No.
International treaties do not have force of law. The actual statute that has force of law in the relevant jurusdiction, i.e. the U.K. where the U.K. police would be acting, is The Diplomatic Privileges Act 1964.
This imports parts of the Vienna Convention into law, the parts that are explicitly given in the schedule to the Act, and makes several modifications (mostly translating terms from terminology used in the Convention to terminology used in U.K. law) and additions along the way.
The most interesting additions here are:
- the idea that the Sovereign can, by dint of an Order In Council laid before Parliament, withdraw immunities and privileges as xe sees proper from "such persons as connected with" the diplomatic mission, as stated in § 3 of the Act; and
- the idea that the Secretary of State gets to provide conclusive evidence for settling any questions of whether someone is entitled to privileges, as stated in § 4 of the Act.
So whilst Ecuador could assign Assange courier status, the U.K. could, under its own law, in response (or even proactively) determine that that was not "proper", promptly have an Order In Council declaring the privileged courier status withdrawn, and have the Secretary Of State conclusively certify that loss of courier status.
This is not a violation of the law. It is not even a violation of the terms of the convention, which does not require that any choice of couriers be allowed by receiving states any more than it requires that receiving states allow any choice of heads of missions.
To put it another way: The law grants privileges to diplomatic couriers, but it does not guarantee that anyone at all can get diplomatic courier status. ad hoc is not ad libitum.

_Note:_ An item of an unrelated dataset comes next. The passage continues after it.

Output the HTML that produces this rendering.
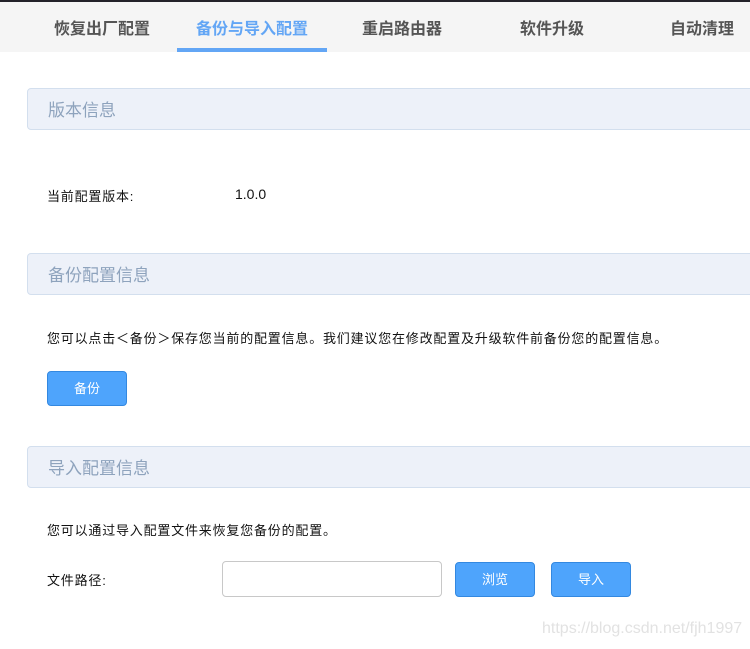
<!DOCTYPE html>
<html><head><meta charset="utf-8"><style>
*{margin:0;padding:0;box-sizing:border-box}
body{width:750px;height:649px;overflow:hidden;background:#fff;font-family:"Liberation Sans","Noto Sans CJK SC",sans-serif;position:relative}
.top{position:absolute;left:0;top:0;width:750px;height:2px;background:#23222a}
.tabs{position:absolute;left:0;top:2px;width:750px;height:50px;background:#f5f5f5}
.tab{position:absolute;top:13px;font-size:16px;font-weight:bold;color:#555;white-space:nowrap}
.tab.act{color:#63a6f5}
.ul{position:absolute;left:177px;top:46px;width:150px;height:4px;background:#63a6f5}
.hd{position:absolute;left:27px;width:740px;height:42px;background:#edf1f9;border:1px solid #d3dfee;border-radius:4px;font-size:17px;color:#8ea3bd;padding:7px 0 0 20px}
.t{position:absolute;font-size:13px;color:#111;white-space:nowrap;letter-spacing:0.8px}
.btn{position:absolute;height:35px;width:80px;background:#4ea4fc;border:1px solid #3388e0;border-radius:4px;color:#fff;font-size:13px;text-align:center;line-height:33px}
.inp{position:absolute;left:222px;top:561px;width:220px;height:36px;border:1px solid #c8c8c8;border-radius:4px;background:#fff}
.wm{position:absolute;left:542px;top:620px;font-size:16px;color:#e2e2e2}
</style></head><body>
<div class="top"></div>
<div class="tabs">
<div class="tab" style="left:54px">恢复出厂配置</div>
<div class="tab act" style="left:196px">备份与导入配置</div>
<div class="tab" style="left:362px">重启路由器</div>
<div class="tab" style="left:520px">软件升级</div>
<div class="tab" style="left:670px">自动清理</div>
<div class="ul"></div>
</div>
<div class="hd" style="top:88px">版本信息</div>
<div class="t" style="left:47px;top:186px">当前配置版本:</div>
<div class="t" style="left:235px;top:186px;font-size:14px;letter-spacing:0">1.0.0</div>
<div class="hd" style="top:253px">备份配置信息</div>
<div class="t" style="left:47px;top:328px">您可以点击＜备份＞保存您当前的配置信息。我们建议您在修改配置及升级软件前备份您的配置信息。</div>
<div class="btn" style="left:47px;top:371px">备份</div>
<div class="hd" style="top:446px">导入配置信息</div>
<div class="t" style="left:47px;top:520px">您可以通过导入配置文件来恢复您备份的配置。</div>
<div class="t" style="left:47px;top:570px">文件路径:</div>
<div class="inp"></div>
<div class="btn" style="left:455px;top:562px">浏览</div>
<div class="btn" style="left:551px;top:562px">导入</div>
<div class="wm">https://blog.csdn.net/fjh1997</div>
</body></html>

Indeed, although it had not been abused enough by the time of the 1961 Convention for states to consider it worthwhile explicitly laying out that the rules about personae non gratae could be applied to diplomatic couriers, even though it was generally considered that they could, later draft articles from the International Law Commission explicitly dealt with this subject, clearly supporting the notion that the U.K. can follow U.K. law in this way and proactively or immediately deny Assange diplomatic courier status. These articles were instigated precisely because some states were seeing diplomatic bags and diplomatic courier statuses being abused.
Here are Article 11 and Article 12 of a 1989 set of articles drafted by the International Law Commission, addressing this point and clearly indicating the way that the wind blows on this issue:
Article 11. End of the functions of the diplomatic courier
The functions of the diplomatic courier come to an end, inter alia, upon:
(a) […];
(b) […];
(c) notification by the receiving State to the sending State that, in accordance with paragraph 2 of article 12, it ceases to recognize him as a diplomatic courier.
Article 12. The diplomatic courier declared persona non grata or not acceptable
1. The receiving State may, at any time and without having to explain its decision, notify the sending State that the diplomatic courier is persona non grata or not acceptable. […]
Observe that that very same text from article 12 is article 9 of the 1961 Vienna Convention.
It is not just "some mail", either. It is a diplomatic bag, which is a communication of a particular nature. Its nature raises another political consideration that militates against this idea: It would not be politically astute of Ecuador to entrust state secret communications to someone known for the practice of leaking them.